Plan:Knowledge Engineering Team
Plan:Knowledge team
The Plan:Knowledge team develops Knowledge Management categories:
- Wiki
- GitLab Pages
- Text Editors
- Markdown
Learn more on our direction page.
Team members
Name | Role |
---|---|
Vladimir Shushlin | Engineering Manager, Plan:Knowledge |
Alisa Frunza | Backend Engineer |
Brett Walker | Senior Backend Engineer, Plan:Knowledge |
Himanshu Kapoor | Senior Frontend Engineer, Plan:Knowledge |
Janis Altherr | Senior Fullstack Engineer, Plan:Knowledge |
Naman Jagdish Gala | Senior Backend Engineer, Plan:Knowledge |
Piotr Skorupa | Backend Engineer, Plan:Knowledge |
Stable counterparts
Name | Role |
---|---|
Alex Fracazo | Senior Product Designer, Plan:Knowledge |
Costel Maxim | Senior Security Engineer, Application Security, Plan (Project Management, Product Planning, Certify), Create:Source Code, Growth, Fulfillment:Purchase, Fulfillment:Provision, Fulfillment:Utilization, Systems:Gitaly |
Melissa Ushakov | Group Manager, Product Management, Plan |
John Hope | Senior Manager, Engineering, Plan |
Natalia Tepluhina | Principal Engineer, Plan |
Ottilia Westerlund | Security Engineer, Fulfillment (Fulfillment Platform, Subscription Management), Security Risk Management (Security Policies, Threat Insights), Monitor (Observability), Plan (Product Planning), AI-powered (Duo Chat, Duo Workflow, AI Framework, AI model validation, Custom models) |
Matthew Macfarlane | Product Manager, Plan Stage, Knowledge Group |
Hiring chart
Check out our jobs page for current openings.
How we work
Picking something to work on
The build board shows upcoming release work. The ~“workflow::ready for development” column is ordered by priority.
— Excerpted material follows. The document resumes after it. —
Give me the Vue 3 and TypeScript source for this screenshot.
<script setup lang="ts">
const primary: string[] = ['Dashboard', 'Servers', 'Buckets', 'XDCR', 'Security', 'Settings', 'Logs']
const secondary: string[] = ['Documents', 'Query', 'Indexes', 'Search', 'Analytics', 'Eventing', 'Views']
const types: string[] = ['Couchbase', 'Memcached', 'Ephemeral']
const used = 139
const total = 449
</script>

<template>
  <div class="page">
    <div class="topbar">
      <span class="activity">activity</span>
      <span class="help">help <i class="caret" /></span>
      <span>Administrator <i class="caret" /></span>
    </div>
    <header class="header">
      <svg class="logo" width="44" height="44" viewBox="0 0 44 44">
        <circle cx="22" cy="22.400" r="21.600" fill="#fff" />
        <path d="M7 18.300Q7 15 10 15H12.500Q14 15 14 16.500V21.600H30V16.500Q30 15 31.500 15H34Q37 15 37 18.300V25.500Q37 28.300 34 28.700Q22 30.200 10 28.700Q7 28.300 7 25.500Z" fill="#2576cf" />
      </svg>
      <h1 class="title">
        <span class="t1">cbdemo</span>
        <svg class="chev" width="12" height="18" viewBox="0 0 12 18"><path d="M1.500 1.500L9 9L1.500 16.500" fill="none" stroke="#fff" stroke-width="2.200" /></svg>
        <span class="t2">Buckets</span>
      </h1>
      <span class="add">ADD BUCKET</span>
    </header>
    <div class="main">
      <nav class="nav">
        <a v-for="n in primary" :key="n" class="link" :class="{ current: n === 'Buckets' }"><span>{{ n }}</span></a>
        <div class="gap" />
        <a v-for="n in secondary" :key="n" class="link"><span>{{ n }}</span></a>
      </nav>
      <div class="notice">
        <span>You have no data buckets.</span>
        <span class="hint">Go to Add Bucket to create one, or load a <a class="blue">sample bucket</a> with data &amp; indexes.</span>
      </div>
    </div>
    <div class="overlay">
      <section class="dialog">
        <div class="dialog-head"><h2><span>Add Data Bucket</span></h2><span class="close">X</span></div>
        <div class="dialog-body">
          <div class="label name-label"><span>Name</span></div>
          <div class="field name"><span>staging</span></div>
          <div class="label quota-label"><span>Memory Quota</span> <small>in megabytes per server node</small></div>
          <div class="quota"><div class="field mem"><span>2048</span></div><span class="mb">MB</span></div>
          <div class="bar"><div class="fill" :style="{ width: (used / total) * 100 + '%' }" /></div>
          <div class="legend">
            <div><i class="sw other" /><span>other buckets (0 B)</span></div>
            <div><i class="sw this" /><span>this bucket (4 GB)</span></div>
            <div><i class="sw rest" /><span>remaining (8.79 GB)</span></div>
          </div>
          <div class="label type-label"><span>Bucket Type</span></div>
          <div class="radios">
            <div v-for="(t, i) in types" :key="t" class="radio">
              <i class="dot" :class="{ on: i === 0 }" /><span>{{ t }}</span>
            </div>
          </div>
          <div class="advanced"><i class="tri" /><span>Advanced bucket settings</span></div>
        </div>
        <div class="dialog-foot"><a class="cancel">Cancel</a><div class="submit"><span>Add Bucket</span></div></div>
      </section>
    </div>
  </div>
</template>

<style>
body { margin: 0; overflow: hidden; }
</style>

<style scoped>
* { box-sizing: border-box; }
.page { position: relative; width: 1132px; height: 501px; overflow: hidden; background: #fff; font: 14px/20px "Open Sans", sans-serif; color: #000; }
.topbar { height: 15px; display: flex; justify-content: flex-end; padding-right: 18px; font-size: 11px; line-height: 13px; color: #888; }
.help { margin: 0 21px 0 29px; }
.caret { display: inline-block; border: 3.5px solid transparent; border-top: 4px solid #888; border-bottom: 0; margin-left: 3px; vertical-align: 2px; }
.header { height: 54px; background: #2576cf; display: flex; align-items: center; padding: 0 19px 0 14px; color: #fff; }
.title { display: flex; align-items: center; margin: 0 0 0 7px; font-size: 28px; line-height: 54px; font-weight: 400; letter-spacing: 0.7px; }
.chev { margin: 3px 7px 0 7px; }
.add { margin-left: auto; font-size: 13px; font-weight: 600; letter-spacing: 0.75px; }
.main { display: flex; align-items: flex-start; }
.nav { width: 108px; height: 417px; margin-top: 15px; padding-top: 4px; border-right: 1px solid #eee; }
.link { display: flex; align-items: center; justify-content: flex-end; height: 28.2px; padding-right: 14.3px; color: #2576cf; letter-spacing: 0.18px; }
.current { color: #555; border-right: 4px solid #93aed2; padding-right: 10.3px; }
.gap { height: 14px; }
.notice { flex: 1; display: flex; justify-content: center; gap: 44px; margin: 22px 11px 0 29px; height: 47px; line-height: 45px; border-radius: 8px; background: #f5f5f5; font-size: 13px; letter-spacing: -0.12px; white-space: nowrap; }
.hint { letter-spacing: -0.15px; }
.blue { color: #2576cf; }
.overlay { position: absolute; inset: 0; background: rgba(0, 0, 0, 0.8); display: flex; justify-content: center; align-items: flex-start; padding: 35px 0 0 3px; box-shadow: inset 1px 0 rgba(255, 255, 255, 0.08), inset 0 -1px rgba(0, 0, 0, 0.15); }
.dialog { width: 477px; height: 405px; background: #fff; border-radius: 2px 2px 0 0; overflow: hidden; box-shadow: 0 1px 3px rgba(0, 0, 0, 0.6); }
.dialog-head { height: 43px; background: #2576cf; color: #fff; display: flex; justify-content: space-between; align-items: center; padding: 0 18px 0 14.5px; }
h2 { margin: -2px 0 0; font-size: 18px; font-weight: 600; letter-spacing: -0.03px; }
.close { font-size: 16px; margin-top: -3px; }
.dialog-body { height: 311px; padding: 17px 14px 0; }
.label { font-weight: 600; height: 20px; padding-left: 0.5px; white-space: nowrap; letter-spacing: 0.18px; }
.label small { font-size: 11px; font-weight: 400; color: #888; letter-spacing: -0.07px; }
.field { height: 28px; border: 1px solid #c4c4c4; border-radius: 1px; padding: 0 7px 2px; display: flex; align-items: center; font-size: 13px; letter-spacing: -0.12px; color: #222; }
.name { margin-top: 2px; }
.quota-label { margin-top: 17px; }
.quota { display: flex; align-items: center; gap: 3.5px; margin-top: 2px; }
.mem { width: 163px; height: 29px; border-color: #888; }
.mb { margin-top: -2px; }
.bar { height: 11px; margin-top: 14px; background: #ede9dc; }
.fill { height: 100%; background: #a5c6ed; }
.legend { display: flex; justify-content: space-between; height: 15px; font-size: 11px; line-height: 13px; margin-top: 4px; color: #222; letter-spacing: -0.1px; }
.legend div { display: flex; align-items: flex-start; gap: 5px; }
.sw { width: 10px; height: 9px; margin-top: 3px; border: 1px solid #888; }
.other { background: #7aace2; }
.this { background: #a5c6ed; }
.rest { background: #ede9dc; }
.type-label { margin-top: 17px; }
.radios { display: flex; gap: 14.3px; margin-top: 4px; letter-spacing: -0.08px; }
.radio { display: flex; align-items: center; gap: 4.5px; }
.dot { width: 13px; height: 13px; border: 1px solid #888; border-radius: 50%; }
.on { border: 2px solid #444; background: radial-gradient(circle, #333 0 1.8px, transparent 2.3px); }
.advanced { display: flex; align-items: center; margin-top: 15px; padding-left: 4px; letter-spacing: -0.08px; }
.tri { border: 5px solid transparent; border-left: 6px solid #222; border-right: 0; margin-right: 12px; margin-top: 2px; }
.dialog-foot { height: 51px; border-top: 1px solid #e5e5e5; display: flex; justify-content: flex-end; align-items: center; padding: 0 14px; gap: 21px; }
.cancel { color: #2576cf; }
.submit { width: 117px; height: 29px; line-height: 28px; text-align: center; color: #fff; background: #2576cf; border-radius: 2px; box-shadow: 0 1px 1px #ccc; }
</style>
Engineering Manager adds the following labels at the start of the milestone:
Label | Meaning |
---|---|
~Deliverable |
We have committed to customers that we will deliver this item in the current milestone. |
~Stretch |
We have not committed to deliver the item but will attempt to make progress on it |
It’s OK not to take the top item if you are not confident you can solve it, but please post in #g_knowledge
.
Capacity
Estimating effort
When estimating the effort involved in upcoming work, we use the same approach and numerical scale as other groups in the Plan stage.
When weighting an issue for a milestone, we use a lightweight, relative estimation approach, recognizing that tasks often take longer than you think. These weights are primarily used for capacity planning, ensuring that the total estimated effort aligns with each group’s capacity for a milestone.
Key Principles
- Relative Estimation: We focus on the relative complexity and effort required for each issue rather than precise time estimates.
- Aggregate Focus: The sum of all issue weights should be reasonable for the milestone, even if individual issues vary in actual time taken.
- Flexibility: It’s acceptable for an issue to take more or less time than its weight suggests. Variations are expected due to differences in individual expertise and familiarity with the work.
Weight Definitions
Weight | Meaning |
---|---|
1 | Trivial, does not need any testing |
2 | Small, needs some testing but nothing involved |
3 | Medium, will take some time and collaboration |
4 | Substantial, will take significant time and collaboration to finish |
5 | Large, will take a major portion of the milestone to finish |
Initial Planning: During milestone planning, tasks can be estimated up to a weight of 5 if necessary. However, as the milestone approaches and the team moves closer to starting implementation, any task with a weight larger than 3 should be decomposed into smaller, more manageable issues or tasks with lower weights.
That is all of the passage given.